Я горжусь тем, что попал в число наследников Гонкура. Надеюсь, что если бы он увидел меня здесь, он бы меня не проклял.
Зато я не так спокоен за Гюисманса. Я чувствую бремя этого нелепого наследия. Его острое и умное лицо еще больше обострилось бы, увидь он меня здесь. Он поглядел бы на меня, пожалуй, благожелательно, но загадочно улыбнулся бы.
Я мечтал об Академии: все о ней мечтают, но я никогда не надеялся, что буду избран.
Слишком значительная часть моей жизни отдана мечтаниям, даже, если хотите, лени. Надо будет последить за собой. Мне кажется, что я должен работать за двоих: прежде всего, конечно, за себя и для другого персонажа, который вдруг сделался мне дорог: для Гонкуровской академии. Буду работать, чтобы хоть немного сократить расстояние между мной и Гюисмансом, даже рискуя увеличить его. Буду работать, чтобы вы не раскаивались в своем выборе. Опубликовать в ближайшее время книгу, куда я постараюсь вложить то, что есть во мне не самого худшего, - вот чем я отблагодарю вас.
Мрачное видение Буржа, расплачивающегося с извозчиком. Потом Жеффруа, совсем бледный, будто его вот-вот начнет тошнить. Жюстен Рони, который зовет меня "новичком". Потом Энник: "Вы здесь у себя". Потом Рони-старший берет меня за обе руки:
– Мы речей не произносим, но я должен вам сказать, мы счастливы, что вы в наших рядах... Талант... Характер... Порядочный человек...

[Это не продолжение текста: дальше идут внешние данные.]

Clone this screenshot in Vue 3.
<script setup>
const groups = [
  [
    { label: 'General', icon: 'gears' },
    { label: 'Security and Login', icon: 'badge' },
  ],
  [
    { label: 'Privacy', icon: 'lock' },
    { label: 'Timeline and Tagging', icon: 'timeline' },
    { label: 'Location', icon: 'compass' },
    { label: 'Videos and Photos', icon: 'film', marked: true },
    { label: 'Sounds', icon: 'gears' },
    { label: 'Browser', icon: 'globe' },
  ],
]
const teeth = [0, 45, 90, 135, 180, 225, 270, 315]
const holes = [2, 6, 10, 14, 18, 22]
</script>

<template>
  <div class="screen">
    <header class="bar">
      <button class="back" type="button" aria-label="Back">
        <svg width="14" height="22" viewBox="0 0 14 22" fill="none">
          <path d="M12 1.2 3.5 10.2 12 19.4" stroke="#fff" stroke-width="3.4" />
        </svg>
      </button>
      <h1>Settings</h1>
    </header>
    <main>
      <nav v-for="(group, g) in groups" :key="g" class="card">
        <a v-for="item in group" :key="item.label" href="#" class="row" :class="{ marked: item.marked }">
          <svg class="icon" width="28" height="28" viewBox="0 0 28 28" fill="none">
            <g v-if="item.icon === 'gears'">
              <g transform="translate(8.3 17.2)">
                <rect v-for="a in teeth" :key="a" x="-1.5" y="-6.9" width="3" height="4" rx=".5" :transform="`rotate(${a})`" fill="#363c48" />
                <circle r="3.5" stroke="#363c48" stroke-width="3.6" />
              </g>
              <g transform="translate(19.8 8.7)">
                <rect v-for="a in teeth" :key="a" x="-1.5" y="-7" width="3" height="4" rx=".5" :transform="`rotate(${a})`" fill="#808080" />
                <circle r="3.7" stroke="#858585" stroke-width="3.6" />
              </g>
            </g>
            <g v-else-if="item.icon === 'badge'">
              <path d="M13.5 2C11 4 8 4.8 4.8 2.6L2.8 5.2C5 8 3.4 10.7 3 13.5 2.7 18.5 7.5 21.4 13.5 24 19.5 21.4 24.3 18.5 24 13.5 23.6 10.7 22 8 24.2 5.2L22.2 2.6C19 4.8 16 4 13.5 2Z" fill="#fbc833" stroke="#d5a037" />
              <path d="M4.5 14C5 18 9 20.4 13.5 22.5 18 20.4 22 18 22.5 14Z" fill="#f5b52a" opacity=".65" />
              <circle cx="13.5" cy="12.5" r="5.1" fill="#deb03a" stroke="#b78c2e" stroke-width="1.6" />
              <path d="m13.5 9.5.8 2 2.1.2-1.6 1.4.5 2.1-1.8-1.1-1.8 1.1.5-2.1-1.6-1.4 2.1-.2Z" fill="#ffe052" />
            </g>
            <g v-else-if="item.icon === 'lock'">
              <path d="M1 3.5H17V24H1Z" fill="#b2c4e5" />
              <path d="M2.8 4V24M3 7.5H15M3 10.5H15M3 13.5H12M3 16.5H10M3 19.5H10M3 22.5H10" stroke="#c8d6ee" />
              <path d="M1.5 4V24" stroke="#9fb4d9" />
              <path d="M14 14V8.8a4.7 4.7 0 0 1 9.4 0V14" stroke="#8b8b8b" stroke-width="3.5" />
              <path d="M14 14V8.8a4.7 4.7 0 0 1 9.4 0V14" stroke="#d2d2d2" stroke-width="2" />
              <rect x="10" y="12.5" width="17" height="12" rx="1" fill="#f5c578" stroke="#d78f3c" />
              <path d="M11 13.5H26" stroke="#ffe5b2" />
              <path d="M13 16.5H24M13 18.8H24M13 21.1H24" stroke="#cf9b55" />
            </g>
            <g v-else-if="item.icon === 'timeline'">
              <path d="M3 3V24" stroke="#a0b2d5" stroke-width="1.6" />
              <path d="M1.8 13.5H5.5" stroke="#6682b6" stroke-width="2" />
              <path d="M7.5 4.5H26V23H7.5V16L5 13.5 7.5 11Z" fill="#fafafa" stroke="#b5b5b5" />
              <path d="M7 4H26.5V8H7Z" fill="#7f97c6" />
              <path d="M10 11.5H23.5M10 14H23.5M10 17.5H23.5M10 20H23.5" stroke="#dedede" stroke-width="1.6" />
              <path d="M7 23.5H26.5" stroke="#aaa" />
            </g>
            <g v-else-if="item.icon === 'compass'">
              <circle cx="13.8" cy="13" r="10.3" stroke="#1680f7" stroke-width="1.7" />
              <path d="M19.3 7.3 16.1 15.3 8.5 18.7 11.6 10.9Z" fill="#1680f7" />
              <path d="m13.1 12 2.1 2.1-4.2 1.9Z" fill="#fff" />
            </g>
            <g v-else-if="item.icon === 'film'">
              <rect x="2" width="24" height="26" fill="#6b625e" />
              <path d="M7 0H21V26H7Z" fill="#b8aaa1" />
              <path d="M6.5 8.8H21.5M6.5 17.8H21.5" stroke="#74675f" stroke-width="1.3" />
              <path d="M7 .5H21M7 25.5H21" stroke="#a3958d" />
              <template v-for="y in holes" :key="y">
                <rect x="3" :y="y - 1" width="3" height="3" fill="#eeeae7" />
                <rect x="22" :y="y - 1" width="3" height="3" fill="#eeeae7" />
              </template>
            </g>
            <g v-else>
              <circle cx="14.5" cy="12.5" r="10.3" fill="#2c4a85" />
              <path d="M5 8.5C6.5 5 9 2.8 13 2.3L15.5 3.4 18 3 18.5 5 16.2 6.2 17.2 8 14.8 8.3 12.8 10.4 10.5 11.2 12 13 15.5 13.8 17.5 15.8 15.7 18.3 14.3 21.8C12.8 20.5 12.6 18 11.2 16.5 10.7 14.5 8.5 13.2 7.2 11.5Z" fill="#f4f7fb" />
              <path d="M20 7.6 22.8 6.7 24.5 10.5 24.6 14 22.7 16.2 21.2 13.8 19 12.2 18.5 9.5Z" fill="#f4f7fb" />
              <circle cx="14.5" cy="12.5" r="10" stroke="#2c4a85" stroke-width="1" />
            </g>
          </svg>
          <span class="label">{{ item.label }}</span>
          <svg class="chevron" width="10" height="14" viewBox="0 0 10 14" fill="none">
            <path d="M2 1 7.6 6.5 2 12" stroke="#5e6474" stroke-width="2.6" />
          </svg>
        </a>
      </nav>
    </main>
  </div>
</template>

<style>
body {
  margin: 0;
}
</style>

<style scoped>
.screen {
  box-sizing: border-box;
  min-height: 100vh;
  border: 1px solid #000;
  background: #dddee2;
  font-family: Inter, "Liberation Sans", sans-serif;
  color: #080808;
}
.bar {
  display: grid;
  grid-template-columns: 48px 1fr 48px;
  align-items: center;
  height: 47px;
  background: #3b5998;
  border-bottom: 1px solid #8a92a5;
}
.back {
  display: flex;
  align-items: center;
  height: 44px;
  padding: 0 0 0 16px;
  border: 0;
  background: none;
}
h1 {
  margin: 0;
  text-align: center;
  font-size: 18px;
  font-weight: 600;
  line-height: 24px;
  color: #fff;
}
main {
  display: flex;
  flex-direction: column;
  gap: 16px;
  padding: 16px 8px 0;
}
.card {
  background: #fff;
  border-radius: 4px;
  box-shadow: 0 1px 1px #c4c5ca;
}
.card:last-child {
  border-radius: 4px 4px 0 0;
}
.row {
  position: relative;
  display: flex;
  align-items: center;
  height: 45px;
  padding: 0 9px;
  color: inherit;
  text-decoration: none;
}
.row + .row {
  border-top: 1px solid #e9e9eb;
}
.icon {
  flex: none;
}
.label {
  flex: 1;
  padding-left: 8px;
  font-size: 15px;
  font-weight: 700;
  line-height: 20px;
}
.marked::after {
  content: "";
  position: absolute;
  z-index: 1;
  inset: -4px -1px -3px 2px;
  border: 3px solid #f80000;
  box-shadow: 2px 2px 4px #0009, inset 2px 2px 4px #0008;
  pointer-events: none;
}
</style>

– Весьма тронут, - говорю я, пожимая руки Рони. Сразу становится не так холодно. А холодно было.
Надо было поговорить с Жеффруа, чью пьесу репетируют в Одеоне. В кабинете воняет. Но я не осмеливаюсь открыть окно.
Официанты не поднесли мне букет цветов.
Заказываем обед. Декав суетится, как дневальный. На следующий обед Мирбо заказал красную капусту, жиго с горошком. Здоровенный официант записывает меню.
Конечно, они не принимают нас всерьез.
Не явились Поль Маргерит и Леон Доде: один сбежал, другой уехал в провинцию делать доклад. Должен ли я казаться обиженным? На самом деле я ничего не замечаю.
Едим мы какую-то гадость. Почему мы обедаем как снобы? Да что там! Элемир Бурж, маленький, худенький, скрытный, бедный человек, наобедал на шестнадцать франков и сорок су дает на чай. Неужели же он еще сигару закурит, которая стоит больше двадцати су?